The Capps Amendment which was adopted in committee brokered a compromise between abortion rights advocates and opponents. As is often the case with hard-won compromises, few are completely happy with the specifics — including the National Organization for Women, which maintains that a woman’s fundamental right to abortion includes open access to abortion in all public and private health care plans.
The Capps Amendment does have some support from pro-life groups. While extremists such as the Family Research Council and the National Right to Life Committee are parading around calling Capps a liar, Catholics United publicly reaffirmed support for the amendment as “pro-life.” They registered their displeasure with anti-abortion groups spreading untruths about the legislation and questioned such groups’ commitment to healthcare reform in a statement:
Despite last week’s developments, the Family Research Council has refused to discontinue a misleading television advertising campaign intended to scare viewers into opposing the health reform package.

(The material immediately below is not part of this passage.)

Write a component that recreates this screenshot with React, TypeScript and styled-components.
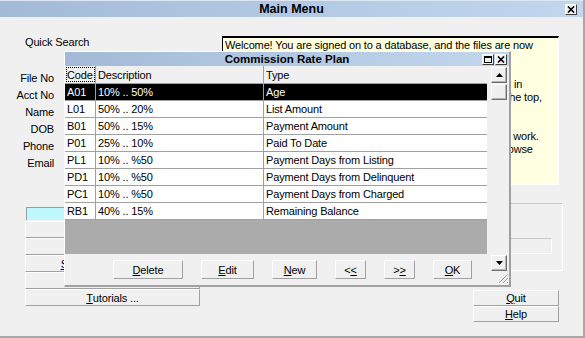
import React from "react";
import styled, { createGlobalStyle } from "styled-components";

const Global = createGlobalStyle`
  html, body { margin: 0; padding: 0; background: #f0f0f0; }
  body {
    font-family: "Liberation Sans", Arial, sans-serif;
    font-size: 11px;
    letter-spacing: -0.15px;
    color: #000;
  }
  #root { width: 585px; height: 338px; }
  u { text-decoration-thickness: 1px; text-underline-offset: 1px; }
`;

const Window = styled.div`
  position: relative;
  width: 585px;
  height: 338px;
  box-sizing: border-box;
  background: #f0f0f0;
  border-right: 2px solid #a9a9a9;
  border-bottom: 2px solid #a9a9a9;
  display: flex;
  flex-direction: column;
  overflow: hidden;
`;

const TitleBar = styled.div<{ $h: number; $size: number; $line?: boolean }>`
  flex: none;
  box-sizing: border-box;
  height: ${(p) => p.$h}px;
  display: grid;
  grid-template-columns: 1fr auto 1fr;
  align-items: center;
  background: linear-gradient(to right, #a3bad7, #c2d7ee);
  border-top: ${(p) => (p.$line ? "1px solid #dde7f3" : "none")};
  font-weight: bold;
  font-size: ${(p) => p.$size}px;
  letter-spacing: 0;
`;

const TitleText = styled.span`
  white-space: nowrap;
`;

const TitleButtons = styled.div<{ $mr: number }>`
  justify-self: end;
  display: flex;
  gap: 1px;
  margin-right: ${(p) => p.$mr}px;
`;

const CtlButton = styled.div`
  width: 12px;
  height: 11px;
  box-sizing: border-box;
  background: #f0f0f0;
  border: 1px solid;
  border-color: #ffffff #404040 #404040 #ffffff;
  display: grid;
  place-items: center;
`;

const Body = styled.div`
  flex: 1;
  display: flex;
  flex-direction: column;
  padding: 19px 22px 0 25px;
`;

const TopRow = styled.div`
  display: flex;
  align-items: flex-start;
`;

const LeftCol = styled.div`
  width: 197px;
  flex: none;
  display: flex;
  flex-direction: column;
`;

const QuickLabel = styled.div`
  line-height: 13px;
  white-space: nowrap;
`;

const FieldList = styled.div`
  margin: 20px 0 0 -15px;
  display: flex;
  flex-direction: column;
`;

const FieldRow = styled.div`
  height: 17px;
  display: grid;
  grid-template-columns: 44px 1fr;
  column-gap: 12px;
  align-items: center;
`;

const FieldLabel = styled.span`
  text-align: right;
  white-space: nowrap;
`;

const FieldInput = styled.div`
  height: 15px;
  box-sizing: border-box;
  background: #fff;
  border: 1px solid;
  border-color: #a0a0a0 #fff #fff #a0a0a0;
`;

const InfoPanel = styled.div`
  width: 337px;
  height: 149px;
  box-sizing: border-box;
  background: #ffffe1;
  border-top: 2px solid #000;
  border-left: 1px solid #000;
  border-right: 1px solid #fff;
  border-bottom: 1px solid #fff;
  padding: 1px 0 0 2px;
  overflow: hidden;
`;

const InfoLine = styled.div`
  line-height: 13px;
  white-space: nowrap;
`;

const LowerGrid = styled.div`
  display: grid;
  grid-template-columns: 175px 1fr;
  column-gap: 15px;
  align-items: start;
`;

const NavCol = styled.div`
  display: flex;
  flex-direction: column;
`;

const CyanField = styled.div`
  margin: 22px 0 0 1px;
  height: 13px;
  box-sizing: border-box;
  background: #bff9ff;
  border-top: 1px solid #9a9a9a;
  border-left: 1px solid #9a9a9a;
`;

const NavStack = styled.div`
  margin-top: 1px;
  display: flex;
  flex-direction: column;
`;

const FlatButton = styled.div`
  box-sizing: border-box;
  background: #f0f0f0;
  border: 1px solid;
  border-color: #ffffff #a0a0a0 #a0a0a0 #ffffff;
  display: flex;
  align-items: center;
  justify-content: center;
  white-space: nowrap;
`;

const NavButton = styled(FlatButton)<{ $w?: number }>`
  height: 17px;
  width: ${(p) => (p.$w ? `${p.$w}px` : "auto")};
`;

const GroupBox = styled.div`
  margin: 18px -2px 0 0;
  height: 68px;
  box-sizing: border-box;
  border-top: 1px solid #c8c8c8;
  border-right: 1px solid #fff;
  border-bottom: 1px solid #fff;
  display: flex;
  flex-direction: column;
  justify-content: flex-end;
  padding: 0 10px 16px 0;
`;

const GroupField = styled.div`
  height: 16px;
  box-sizing: border-box;
  border-top: 1px solid #c8c8c8;
  border-right: 1px solid #fff;
  border-bottom: 1px solid #fff;
`;

const BottomRow = styled.div`
  display: flex;
  justify-content: space-between;
  align-items: flex-start;
`;

const SideButtons = styled.div`
  margin: 1px 2px 0 0;
  width: 86px;
  display: flex;
  flex-direction: column;
`;

const SideButton = styled(FlatButton)`
  height: 16px;
`;

/* ---------- dialog ---------- */

const Dialog = styled.div`
  position: absolute;
  left: 64px;
  top: 51px;
  width: 447px;
  height: 236px;
  box-sizing: border-box;
  background: #f0f0f0;
  border-top: 1px solid #fff;
  border-left: 1px solid #fff;
  border-right: 2px solid #a0a0a0;
  border-bottom: 2px solid #a0a0a0;
  display: flex;
  flex-direction: column;
`;

const DialogBody = styled.div`
  flex: 1;
  display: flex;
`;

const LeftPane = styled.div`
  width: 422px;
  flex: none;
  display: flex;
  flex-direction: column;
`;

const GridBox = styled.div`
  height: 188px;
  background: #ababab;
  display: flex;
  flex-direction: column;
`;

const GridRow = styled.div<{ $head?: boolean; $sel?: boolean }>`
  display: grid;
  grid-template-columns: 31px 168px 1fr;
  height: ${(p) => (p.$head ? 18 : 17)}px;
  box-sizing: border-box;
  border-bottom: 1px solid #a0a0a0;
  background: ${(p) => (p.$head ? "#f0f0f0" : p.$sel ? "#000" : "#fff")};
  color: ${(p) => (p.$sel ? "#fff" : "#000")};
`;

const Cell = styled.div<{ $focus?: boolean }>`
  padding-left: 2px;
  display: flex;
  align-items: center;
  white-space: nowrap;
  overflow: hidden;
  border-right: 1px solid #a0a0a0;
  outline: ${(p) => (p.$focus ? "1px dotted #000" : "none")};
  outline-offset: -2px;
  &:last-child { border-right: none; }
`;

const ButtonRow = styled.div`
  display: flex;
  gap: 18px;
  padding: 6px 0 0 48px;
`;

const DlgButton = styled(FlatButton)<{ $w: number }>`
  width: ${(p) => p.$w}px;
  height: 19px;
`;

const RightPane = styled.div`
  margin: 1px 2px 0 3px;
  width: 17px;
  flex: none;
  display: flex;
  flex-direction: column;
`;

const ScrollBar = styled.div`
  height: 204px;
  display: flex;
  flex-direction: column;
  align-items: flex-end;
`;

const ScrollBtn = styled.div`
  width: 16px;
  height: 16px;
  box-sizing: border-box;
  background: #f0f0f0;
  border: 1px solid;
  border-color: #ffffff #6f6f6f #6f6f6f #ffffff;
  box-shadow: inset -1px -1px 0 #b4b4b4;
  display: grid;
  place-items: center;
`;

const Thumb = styled(ScrollBtn)`
  margin-top: 1px;
`;

const Track = styled.div`
  flex: 1;
`;

const Grip = styled.div`
  margin: 2px -2px 0 0;
  align-self: flex-end;
  width: 11px;
  height: 11px;
  display: flex;
`;

const CloseGlyph = () => (
  <svg width="8" height="7" viewBox="0 0 8 7">
    <path d="M1 0.5 L7 6.5 M7 0.5 L1 6.5" stroke="#000" strokeWidth="1.6" />
  </svg>
);

const MaxGlyph = () => (
  <svg width="8" height="7" viewBox="0 0 8 7">
    <rect x="0.5" y="0.5" width="7" height="6" fill="none" stroke="#000" strokeWidth="1" />
    <rect x="0" y="0" width="8" height="2" fill="#000" />
  </svg>
);

const Arrow = ({ down }: { down?: boolean }) => (
  <svg width="7" height="4" viewBox="0 0 7 4">
    <path d={down ? "M0 0 L7 0 L3.5 4 Z" : "M0 4 L7 4 L3.5 0 Z"} fill="#000" />
  </svg>
);

const GripGlyph = () => (
  <svg width="11" height="11" viewBox="0 0 11 11">
    <path d="M10 1 L1 10 M10 5 L5 10 M10 9 L9 10" stroke="#a0a0a0" strokeWidth="1" />
    <path d="M10 2 L2 10 M10 6 L6 10" stroke="#ffffff" strokeWidth="1" />
  </svg>
);

const labels = ["File No", "Acct No", "Name", "DOB", "Phone", "Email"];

const infoLines = [
  "Welcome! You are signed on to a database, and the files are now",
  "open and ready. To find an account, type a file number,",
  "account number, name, birth date, phone or email into",
  "the Quick Search boxes at the left. Matching cases are listed in",
  "the grid below these. Use the buttons on the left, and along the top,",
  "to open the other screens of the program.",
  "",
  "The Tutorials button shows you just how the various screens work.",
  "Click any of the buttons below to learn how to search and browse",
];

const rows: [string, string, string][] = [
  ["A01", "10% .. 50%", "Age"],
  ["L01", "50% .. 20%", "List Amount"],
  ["B01", "50% .. 15%", "Payment Amount"],
  ["P01", "25% .. 10%", "Paid To Date"],
  ["PL1", "10% .. %50", "Payment Days from Listing"],
  ["PD1", "10% .. %50", "Payment Days from Delinquent"],
  ["PC1", "10% .. %50", "Payment Days from Charged"],
  ["RB1", "40% .. 15%", "Remaining Balance"],
];

export default function App() {
  return (
    <>
      <Global />
      <Window>
        <TitleBar $h={17} $size={12.5} $line>
          <span />
          <TitleText>Main Menu</TitleText>
          <TitleButtons $mr={6}>
            <CtlButton>
              <CloseGlyph />
            </CtlButton>
          </TitleButtons>
        </TitleBar>
        <Body>
          <TopRow>
            <LeftCol>
              <QuickLabel>Quick Search</QuickLabel>
              <FieldList>
                {labels.map((l) => (
                  <FieldRow key={l}>
                    <FieldLabel>{l}</FieldLabel>
                    <FieldInput />
                  </FieldRow>
                ))}
              </FieldList>
            </LeftCol>
            <InfoPanel>
              {infoLines.map((l, i) => (
                <InfoLine key={i}>{l || "\u00a0"}</InfoLine>
              ))}
            </InfoPanel>
          </TopRow>
          <LowerGrid>
            <NavCol>
              <CyanField />
              <NavStack>
                <NavButton>
                  <u>D</u>ebtor Files
                </NavButton>
                <NavButton>
                  <u>C</u>lient Files
                </NavButton>
                <NavButton>
                  <u>S</u>tatistics and Reports
                </NavButton>
                <NavButton>
                  <u>U</u>tilities
                </NavButton>
              </NavStack>
            </NavCol>
            <GroupBox>
              <GroupField />
            </GroupBox>
          </LowerGrid>
          <BottomRow>
            <NavButton $w={175}>
              <u>T</u>utorials ...
            </NavButton>
            <SideButtons>
              <SideButton>
                <u>Q</u>uit
              </SideButton>
              <SideButton>
                <u>H</u>elp
              </SideButton>
            </SideButtons>
          </BottomRow>
        </Body>

        <Dialog>
          <TitleBar $h={14} $size={11.5}>
            <span />
            <TitleText>Commission Rate Plan</TitleText>
            <TitleButtons $mr={2}>
              <CtlButton>
                <MaxGlyph />
              </CtlButton>
              <CtlButton>
                <CloseGlyph />
              </CtlButton>
            </TitleButtons>
          </TitleBar>
          <DialogBody>
            <LeftPane>
              <GridBox>
                <GridRow $head>
                  <Cell $focus>Code</Cell>
                  <Cell>Description</Cell>
                  <Cell>Type</Cell>
                </GridRow>
                {rows.map((r, i) => (
                  <GridRow key={r[0]} $sel={i === 0}>
                    <Cell>{r[0]}</Cell>
                    <Cell>{r[1]}</Cell>
                    <Cell>{r[2]}</Cell>
                  </GridRow>
                ))}
              </GridBox>
              <ButtonRow>
                <DlgButton $w={70}>
                  <u>D</u>elete
                </DlgButton>
                <DlgButton $w={53}>
                  <u>E</u>dit
                </DlgButton>
                <DlgButton $w={45}>
                  <u>N</u>ew
                </DlgButton>
                <DlgButton $w={31}>
                  {"<"}
                  <u>{"<"}</u>
                </DlgButton>
                <DlgButton $w={31}>
                  {">"}
                  <u>{">"}</u>
                </DlgButton>
                <DlgButton $w={39}>
                  <u>O</u>K
                </DlgButton>
              </ButtonRow>
            </LeftPane>
            <RightPane>
              <ScrollBar>
                <ScrollBtn>
                  <Arrow />
                </ScrollBtn>
                <Thumb />
                <Track />
                <ScrollBtn>
                  <Arrow down />
                </ScrollBtn>
              </ScrollBar>
              <Grip>
                <GripGlyph />
              </Grip>
            </RightPane>
          </DialogBody>
        </Dialog>
      </Window>
    </>
  );
}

Incredibly, the Family Research Council went as far as to denounce the Capps Amendment as evidence that the current legislative proposal will fund abortions.
“The Family Research Council’s continued effort to distort the facts leads one to wonder whether the group’s true intent is to derail health care reform,” said [Chris Korzen, executive director of Catholics United]. “Instead of issuing misleading attacks and inciting fear, the Family Research Council would do better to support efforts aimed at implementing abortion-neutral policies in health care reform legislation.”
Just as both Catholics United and NOW observe (and as I warned numerous times this summer), the anti-choice lobby is not satisfied to keep the status quo afforded by the Hyde Amendment. Instead, they’re willing to sink healthcare reform in the effort to remove any and all coverage, public or private, for the legally-available medical service of abortion.
So getting back to the question I posed back in July: Yes, it is still wrong to trade women’s reproductive rights so that the rest of the population can have decent healthcare. The only new item we’ve learned is that not only is it wrong, but it doesn’t work.
What is far worse than being seen as a bargaining chip worth expending is to be seen as a bargaining chip to be given away for free. Now that the bargaining chip of women’s reproductive rights is in the hands of the pro-life community, they plan to use healthcare reform to take away the rights we still have.
So much for negotiating with the choice terrorists.